> [WHAT IS EXPECTED] Would you pull out every line of the material that contains the string "components"?

> [SOURCE EXCERPT]
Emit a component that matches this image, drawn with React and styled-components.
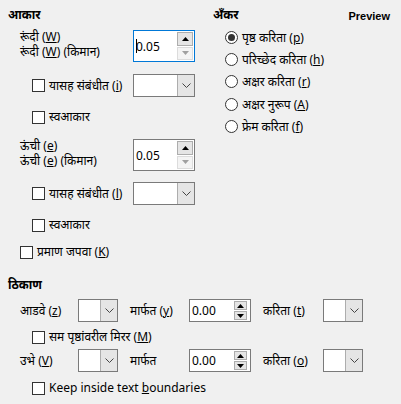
import React from 'react'
import styled, { createGlobalStyle } from 'styled-components';

const GlobalStyle = createGlobalStyle`
  body {
    margin: 0;
    background: #f0f0f0;
    font-family: "Noto Sans", "Noto Sans Devanagari", "Liberation Sans", sans-serif;
    font-size: 12px;
    color: #000;
  }
`

function Spin({ value, tall, focused }) {
    return (
        <SpinBox tall={tall ? 1 : 0} focused={focused ? 1 : 0}>
            <SpinValue>
                {focused && <Caret />}
                {value}
            </SpinValue>
            <SpinButtons tall={tall ? 1 : 0}>
                <SpinButton>
                    <svg width="7" height="4" viewBox="0 0 7 4"><path d="M0 4 L3.5 0 L7 4 Z" fill="#000" /></svg>
                </SpinButton>
                <SpinButton disabled={tall ? 1 : 0}>
                    <svg width="7" height="4" viewBox="0 0 7 4"><path d="M0 0 L3.5 4 L7 0 Z" fill={tall ? '#a0a0a0' : '#000'} /></svg>
                </SpinButton>
            </SpinButtons>
        </SpinBox>
    )
}

function Combo({ width }) {
    return (
        <ComboBox width={width}>
            <ComboField />
            <ComboButton>
                <svg width="9" height="5" viewBox="0 0 9 5"><path d="M0.5 0.5 L4.5 4.5 L8.5 0.5" fill="none" stroke="#444" strokeWidth="1" /></svg>
            </ComboButton>
        </ComboBox>
    )
}

function Check({ children }) {
    return (
        <CheckLabel>
            <CheckBox />
            <span>{children}</span>
        </CheckLabel>
    )
}

function Radio({ checked, children }) {
    return (
        <RadioRow>
            <RadioDot checked={checked ? 1 : 0} />
            <span>{children}</span>
        </RadioRow>
    )
}

function App() {
    return (
        <Page>
            <GlobalStyle />
            <Top>
                <Column>
                    <Heading>आकार</Heading>
                    <SizeRow gap={6}>
                        <Labels>
                            <Line>रूंदी (<u>W</u>)</Line>
                            <Line>रूंदी (<u>W</u>) (किमान)</Line>
                        </Labels>
                        <Spin value="0.05" tall focused />
                    </SizeRow>
                    <IndentRow gap={12}>
                        <Check>यासह संबंधीत (<u>i</u>)</Check>
                        <Combo width={62} />
                    </IndentRow>
                    <CheckRow indent={24} gap={12}>
                        <Check>स्वआकार</Check>
                    </CheckRow>
                    <SizeRow gap={14}>
                        <Labels>
                            <Line>ऊंची (<u>e</u>)</Line>
                            <Line>ऊंची (<u>e</u>) (किमान)</Line>
                        </Labels>
                        <Spin value="0.05" tall />
                    </SizeRow>
                    <IndentRow gap={11}>
                        <Check>यासह संबंधीत (<u>l</u>)</Check>
                        <Combo width={62} />
                    </IndentRow>
                    <CheckRow indent={24} gap={12}>
                        <Check>स्वआकार</Check>
                    </CheckRow>
                    <CheckRow indent={12} gap={11}>
                        <Check>प्रमाण जपवा (<u>K</u>)</Check>
                    </CheckRow>
                </Column>
                <Column>
                    <HeadRow>
                        <Heading>अँकर</Heading>
                        <PreviewLabel>Preview</PreviewLabel>
                    </HeadRow>
                    <RadioList>
                        <Radio checked>पृष्ठ करिता (<u>p</u>)</Radio>
                        <Radio>परिच्छेद करिता (<u>h</u>)</Radio>
                        <Radio>अक्षर करिता (<u>r</u>)</Radio>
                        <Radio>अक्षर नुरूप (<u>A</u>)</Radio>
                        <Radio>फ्रेम करिता (<u>f</u>)</Radio>
                    </RadioList>
                </Column>
            </Top>
            <Position>
                <Heading>ठिकाण</Heading>
                <PosRow gap={5}>
                    <PosLabel>आडवे (<u>z</u>)</PosLabel>
                    <Combo width={40} />
                    <ByLabel>मार्फत (<u>y</u>)</ByLabel>
                    <Spin value="0.00" />
                    <ToLabel>करिता (<u>t</u>)</ToLabel>
                    <Combo width={40} />
                </PosRow>
                <CheckRow indent={24} gap={7}>
                    <Check>सम पृष्ठांवरील मिरर (<u>M</u>)</Check>
                </CheckRow>
                <PosRow gap={4}>
                    <PosLabel>उभे (<u>V</u>)</PosLabel>
                    <Combo width={40} />
                    <ByLabel>मार्फत</ByLabel>
                    <Spin value="0.00" />
                    <ToLabel>करिता (<u>o</u>)</ToLabel>
                    <Combo width={40} />
                </PosRow>
                <CheckRow indent={24} gap={8}>
                    <Check>Keep inside text <u>b</u>oundaries</Check>
                </CheckRow>
            </Position>
        </Page>
    )
}

const Page = styled.div`
    width: 401px;
    height: 404px;
    padding: 0 8px;
    box-sizing: border-box;
    overflow: hidden;
`

const Top = styled.div`
    display: grid;
    grid-template-columns: 187px 1fr;
    column-gap: 18px;
    align-items: start;
`

const Column = styled.div`
    display: flex;
    flex-direction: column;
`

const Heading = styled.div`
    font-weight: 700;
    height: 18px;
    line-height: 18px;
    margin-top: 6px;
    white-space: nowrap;
`

const SizeRow = styled.div`
    display: flex;
    align-items: flex-start;
    justify-content: space-between;
    height: 32px;
    padding-left: 12px;
    margin-top: ${({ gap }) => gap}px;
`

const Labels = styled.div`
    display: flex;
    flex-direction: column;
    margin-top: -1px;
`

const Line = styled.span`
    display: block;
    height: 15px;
    line-height: 15px;
    white-space: nowrap;
`

const SpinBox = styled.div`
    display: flex;
    align-items: stretch;
    width: 62px;
    height: ${({ tall }) => tall ? '32px' : '23px'};
    box-sizing: border-box;
    background: #fff;
    border: 1px solid ${({ focused }) => focused ? '#0078d7' : '#7a7a7a'};
    flex-shrink: 0;
`

const SpinValue = styled.div`
    flex: 1;
    display: flex;
    align-items: center;
    padding-left: 2px;
`

const Caret = styled.span`
    display: inline-block;
    width: 1px;
    height: 14px;
    background: #000;
    margin-right: -1px;
`

const SpinButtons = styled.div`
    display: flex;
    flex-direction: column;
    gap: 1px;
    padding: ${({ tall }) => tall ? '1px' : '1px 3px 1px 1px'};
    width: ${({ tall }) => tall ? '16px' : '13px'};
`

const SpinButton = styled.div`
    flex: 1;
    display: flex;
    align-items: center;
    justify-content: center;
    background: ${({ disabled }) => disabled ? '#f4f4f4' : '#e5e5e5'};
    border: 1px solid ${({ disabled }) => disabled ? '#dcdcdc' : '#adadad'};
`

const ComboBox = styled.div`
    display: flex;
    width: ${({ width }) => width}px;
    height: 23px;
    box-sizing: border-box;
    background: #fff;
    border: 1px solid #7a7a7a;
    flex-shrink: 0;
`

const ComboField = styled.div`
    flex: 1;
`

const ComboButton = styled.div`
    width: 16px;
    display: flex;
    align-items: center;
    justify-content: center;
    background: #e5e5e5;
    border-left: 1px solid #adadad;
`

const IndentRow = styled.div`
    display: flex;
    align-items: center;
    justify-content: space-between;
    height: 23px;
    padding-left: 24px;
    margin-top: ${({ gap }) => gap}px;
`

const CheckRow = styled.div`
    display: flex;
    align-items: center;
    height: 16px;
    padding-left: ${({ indent }) => indent}px;
    margin-top: ${({ gap }) => gap}px;
`

const CheckLabel = styled.label`
    display: flex;
    align-items: center;
    gap: 4px;
    white-space: nowrap;
    line-height: 16px;
`

const CheckBox = styled.span`
    width: 13px;
    height: 13px;
    box-sizing: border-box;
    border: 1px solid #333;
    background: #fff;
    flex-shrink: 0;
`

const HeadRow = styled.div`
    display: flex;
    justify-content: space-between;
    align-items: flex-end;
    padding-right: 3px;
`

const PreviewLabel = styled.div`
    font-weight: 700;
    font-size: 11px;
    font-family: "Liberation Sans", sans-serif;
    line-height: 14px;
    margin-bottom: 1px;
`

const RadioList = styled.div`
    display: flex;
    flex-direction: column;
    padding-left: 12px;
    margin-top: 2px;
`

const RadioRow = styled.label`
    display: flex;
    align-items: center;
    gap: 4px;
    height: 22.4px;
    white-space: nowrap;
`

const RadioDot = styled.span`
    width: 13px;
    height: 13px;
    box-sizing: border-box;
    border-radius: 50%;
    border: 1px solid #333;
    background: #fff;
    position: relative;
    flex-shrink: 0;

    &::after {
        content: '';
        display: ${({ checked }) => checked ? 'block' : 'none'};
        position: absolute;
        left: 2px;
        top: 2px;
        width: 7px;
        height: 7px;
        border-radius: 50%;
        background: #333;
    }
`

const Position = styled.div`
    display: flex;
    flex-direction: column;
    margin-top: 10px;
`

const PosRow = styled.div`
    display: flex;
    align-items: center;
    height: 23px;
    padding-left: 12px;
    margin-top: ${({ gap }) => gap}px;
    white-space: nowrap;
`

const PosLabel = styled.span`
    width: 58px;
`

const ByLabel = styled.span`
    width: 59px;
    padding-left: 12px;
`

const ToLabel = styled.span`
    width: 60px;
    padding-left: 12px;
`

export default App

> [ANSWER FOR THE TASK]
Emit a component that matches this image, drawn with React and styled-components.
import styled, { createGlobalStyle } from 'styled-components';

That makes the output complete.